Modernity was slow in arriving in Saxilby; this was due in part to the small population, reaching just over one thousand people in 1841 and decreasing slightly by 1901. Even over the next sixty years the figure only reached 1,636. A recent local history publication noted with an exclamation mark that every house in the village was on mains drainage in 1962. But that steady growth and innate conservative, community-centred history tells an important tale, reflecting the great moments of our national story, as when thirty-four young men from Saxilby lost their lives in the Great War and ten men in the next war with Germany.
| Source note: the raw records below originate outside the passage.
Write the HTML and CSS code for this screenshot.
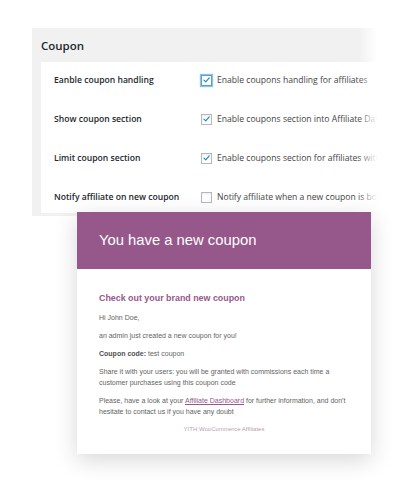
FILE: index.html
```html
<!DOCTYPE html>
<html>
<head>
<meta charset="utf-8">
<link rel="stylesheet" href="styles.css">
</head>
<body>
<div class="stage">
  <section class="panel">
    <h2 class="panel-title">Coupon</h2>
    <div class="panel-body">
      <div class="row">
        <span class="label">Eanble coupon handling</span>
        <span class="cb checked focus"><svg viewBox="0 0 12 12"><path d="M2.6 6.2 L5 8.6 L9.6 3.2" /></svg></span>
        <span class="desc">Enable coupons handling for affiliates</span>
      </div>
      <div class="row">
        <span class="label">Show coupon section</span>
        <span class="cb checked"><svg viewBox="0 0 12 12"><path d="M2.6 6.2 L5 8.6 L9.6 3.2" /></svg></span>
        <span class="desc">Enable coupons section into Affiliate Dashboard</span>
      </div>
      <div class="row">
        <span class="label">Limit coupon section</span>
        <span class="cb checked"><svg viewBox="0 0 12 12"><path d="M2.6 6.2 L5 8.6 L9.6 3.2" /></svg></span>
        <span class="desc">Enable coupons section for affiliates with coupons</span>
      </div>
      <div class="row">
        <span class="label">Notify affiliate on new coupon</span>
        <span class="cb"></span>
        <span class="desc">Notify affiliate when a new coupon is bound to them</span>
      </div>
    </div>
  </section>

  <article class="mail">
    <header class="mail-head">You have a new coupon</header>
    <div class="mail-body">
      <h3 class="mail-h">Check out your brand new coupon</h3>
      <p>Hi John Doe,</p>
      <p>an admin just created a new coupon for you!</p>
      <p><b>Coupon code:</b> test coupon</p>
      <p>Share it with your users: you will be granted with commissions each time a customer purchases using this coupon code</p>
      <p>Please, have a look at your <a href="#">Affiliate Dashboard</a> for further information, and don't hesitate to contact us if you have any doubt</p>
      <p class="foot">YITH WooCommerce Affiliates</p>
    </div>
  </article>
</div>
</body>
</html>
```
FILE: styles.css
```css
* { box-sizing: border-box; }
html, body { margin: 0; padding: 0; background: #fff; }
body { width: 418px; height: 480px; overflow: hidden; }

.stage {
  padding-top: 28px;
  padding-left: 32px;
}

.panel {
  position: relative;
  width: 354px;
  background: #f1f1f1;
  padding: 0 0 3px 9px;
  font-family: "Open Sans", "Noto Sans", sans-serif;
  color: #23282d;
  overflow: hidden;
}
.panel::after {
  content: "";
  position: absolute;
  top: 0;
  right: 0;
  bottom: 0;
  width: 28px;
  background: linear-gradient(to right, rgba(255,255,255,0), #fff 70%);
}

.panel-title {
  margin: 0;
  height: 34px;
  font-size: 11.5px;
  font-weight: 600;
  line-height: 34px;
  padding-top: 1px;
}

.panel-body {
  background: #fff;
  height: 151px;
  padding-left: 13px;
}

.row {
  display: flex;
  align-items: center;
  height: 39px;
  padding-bottom: 3px;
  white-space: nowrap;
}

.label {
  flex: none;
  width: 147px;
  font-size: 8.6px;
  font-weight: 600;
  color: #23282d;
}

.cb {
  flex: none;
  width: 11px;
  height: 11px;
  border: 1px solid #b4b9be;
  background: #fff;
  margin-right: 5px;
  display: flex;
  align-items: center;
  justify-content: center;
  box-shadow: inset 0 1px 2px rgba(0,0,0,0.08);
}
.cb.focus {
  border-color: #5b9dd9;
  box-shadow: 0 0 1px 1px rgba(30,140,190,0.5);
}
.cb svg { width: 10px; height: 10px; }
.cb path {
  fill: none;
  stroke: #1e8cbe;
  stroke-width: 1.6;
  stroke-linecap: round;
  stroke-linejoin: round;
}

.desc {
  font-size: 8.6px;
  color: #444;
}

.mail {
  position: relative;
  z-index: 2;
  margin-top: -4px;
  margin-left: 45px;
  width: 294px;
  height: 242px;
  background: #fff;
  box-shadow: 0 6px 22px rgba(0,0,0,0.16);
  font-family: "Liberation Sans", Arial, sans-serif;
}

.mail-head {
  height: 57px;
  background: #96588a;
  color: #fff;
  font-size: 14.8px;
  line-height: 57px;
  padding-left: 22px;
}

.mail-body {
  padding: 23px 22px 0 22px;
  color: #636363;
  font-size: 7px;
  line-height: 11px;
}

.mail-h {
  margin: 0 0 7px 0;
  color: #96588a;
  font-size: 8.9px;
  font-weight: bold;
  line-height: 13px;
}

.mail-body p { margin: 0 0 7px 0; }
.mail-body b { color: #505050; }
.mail-body a { color: #96588a; text-decoration: underline; }
.mail-body .foot {
  text-align: center;
  color: #b89fb3;
  font-size: 6px;
  margin-top: 4px;
}
```
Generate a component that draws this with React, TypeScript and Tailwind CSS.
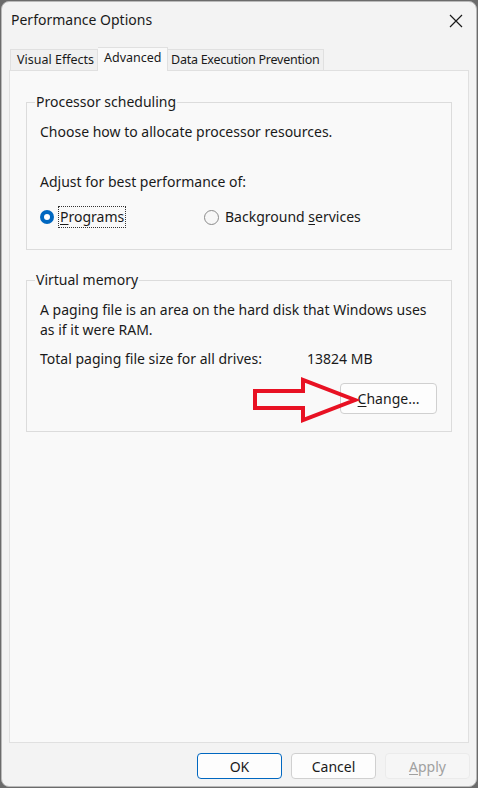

Saxilby was really defined in the first years of the nineteenth century when the Act to drain and enclose the open fields was passed. The enclosure movement was just beginning to accelerate then and the area employed a fair number of ditchers and labourers, with a canal swing bridge being built in 1823. Lord Monson’s estates were sold at the time and a few decades later the railway came – by 1850 the Great Northern railway had extended its cross-Pennine line from Sheffield to Lincoln and six years later there were five or six departures a day to all areas of the line. By the end of the century, the station was part of the Great Northern and Great Eastern Joint Railway Co.

Eighty years ago, a visitor remarked on what is perhaps the defining image of the village: ‘The road runs alongside the canal for two miles…Consequently we get glimpses now and again of the round-nosed barges waiting with their picturesque unfurled sails…’ And of course other travellers have always noted the panorama: ‘…it has noble views of the grey towers of Lincoln soaring majestically into the eastern sky.’ But some of the features with a real Saxilby quality lie in its own topography, such as the church of St Botolph, of which Pevsner liked the ‘Georgian-Gothic doorway and lancet windows’ and also found that he asked more questions than he could answer when describing the story of the building. His overall response was one of being impressed, and we have to agree with that today.

These features which puzzled him are now clear: there has been a church on the site since around 1100 AD and, as a church should be, it has been a refuge in more ways than one; for instance in 1795 when the village was flooded the higher ground of the church was invaluable. The four different styles of the architecture puzzled Pevsner, but the finding of a Saxon or early Norman doorway in 1929 and the restored tower, along with pillars of various dates, added to the confusion in the survey for the Buildings of England series.

Two families and their story dominate the inner memorials: first the powerful Albini family, whose progenitor, William, fought with William the Conqueror at Hastings, and then the Daubney family whose crest adorns the altar frontal. In the late Middle Ages the Daubneys improved the church in various ways and their tomb chest was renovated after a public appeal in 1992.

The church bells are a prominent element in the church history too. There were two bells there in Tudor times; then in 1843 the parish clerk recorded the presence of four bells. One appears to have been cracked and not until the Edwardian years was this put right, and the bells pealed at Saxilby for the funeral of Edward VII and then the consequent coronation of George V. During the Second World War, a group of bellringers was formed and in the publication ‘Step Back in Time’, published in 2005 by the History of Saxilby and District Group, it was noted that as late as 1973 four members of that group were still busy ringing bells. In more recent times there is continuity, with the stalwarts of the present Band of Ringers and clearly this pursuit has always been popular: a photo of 1967 shows twenty-two members of the band.

There is no doubt that various hostelries have played an important part in the social history (and present social life) of the village. The Sun Inn was established as early as 1742, being remodelled in the nineteenth century, but time has not taken away its macabre associations with the slaying of Mary Kirkham and the famous mounting steps, on which the blood of the poor murdered girl is supposed to have dripped, was a tourist attraction for many years after the murder. Yet the Sun Inn, as numerous photographs illustrate, was the typical pub which acted as a hub of the community. Pictures show, for instance, a Sunday treat parade with farm wagons carrying women and children at feast week in 1906; the hotel figures again in a picture from Armistice Day in 1918, with locals dressed as Pierrots and in blackface as minstrels for the celebrations.

There is also the Ship Hotel, owned by the Wheatley family in the mid to late Victorian years, with the coal yard and barn behind – the location of the first fire station in the area. Listed in the 1840s is also the Oddfellows’ Arms, run by Thomas Clark. This was one of many pubs across the country, originally named the Independent Order of Oddfellows (Manchester Union), which was a social and benevolent organisation, which began in the early years of the nineteenth century.

Going down your way in Saxilby, into its past and present landscapes, reveals much of interest – far more than a place from which a distant prospect of Lincoln Cathedral may be found.